Die Zusammensetzung der Einspruchsabteilung kann jedoch mit dieser Begründung im Wege einer Beschwerde gegen ihre Endentscheidung oder gegen eine Zwischenentscheidung, in der nach Artikel 106 (3) EPÜ die gesonderte Beschwerde zugelassen ist, angefochten werden. Erfüllen nicht alle Mitglieder einer Abteilung das Erfordernis der Unparteilichkeit, so ist bei der Besetzung der Abteilung ein Verfahrensfehler begangen worden, der die Entscheidung in der Regel nichtig macht. Es fällt eindeutig in die Zuständigkeit der Beschwerdekammern, zu prüfen und zu entscheiden, ob die Anforderungen an die Zusammensetzung einer Einspruchsabteilung erfüllt worden sind. Dies wird in der Praxis auch getan (vgl. z. B. die Entscheidung in der Sache T 251/88 vom

14. November 1989, in der zwei Mitglieder der Einspruchsabteilung in dem Verfahren zur Erteilung des Patents mitgewirkt hatten, auf das sich der Einspruch bezog, sowie ferner Artikel 10 der Verfahrensordnung der Beschwerdekammern). Diese Prüfung kann die Kammer von Amts wegen oder auf Antrag eines Beteiligten am Beschwerdeverfahren vornehmen.

6. Die Frage, ob die Ablehnung eines Mitglieds einer Einspruchsabteilung wegen Besorgnis der Befangenheit gerechtfertigt ist, läßt sich nur unter Berücksichtigung der Sachlage im Einzelfall beantworten. Wie die Vorlageentscheidung feststellt (s. Nr. 5 der Entscheidungsgründe), handelt es sich bei diesen Erwägungen um Tat- und nicht um Rechtsfragen, über die die Große Beschwerdekammer deshalb in diesem Zusammenhang nicht zu befinden hat.

ENTSCHEIDUNGSFORMEL

Aus diesen Gründen wird entschieden:

Die der Großen Beschwerdekammer im vorliegenden Fall vorgelegten Fragen sind wie folgt zu beantworten:

1. Obwohl sich Artikel 24 EPÜ nur auf die Mitglieder der Beschwerdekammern und der Großen Beschwerdekammer bezieht, gilt das Gebot der Unparteilichkeit grundsätzlich auch für Bedienstete der erstinstanzlichen Organe des EPA, die an Entscheidungen mitwirken, die die Rechte eines Beteiligten berühren.
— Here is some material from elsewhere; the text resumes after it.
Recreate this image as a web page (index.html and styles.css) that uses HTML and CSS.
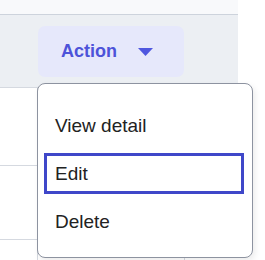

2. Es gibt im EPÜ keine Rechtsgrundlage für eine gesonderte Beschwerde gegen die Entscheidung eines Direktors eines erstinstanzlichen Organs wie der Einspruchsabteilung, mit der eine Ablehnung eines Mitglieds dieses Organs wegen Besorgnis der Befangenheit zurückgewiesen wird. Die Zusammensetzung der Einspruchsabteilung kann jedoch mit dieser Begründung im Wege einer Beschwerde gegen deren Endentscheidung oder gegen eine Zwischenentscheidung, in der nach Artikel 106 (3) EPÜ die gesonderte Beschwerde zugelassen ist, angefochten werden.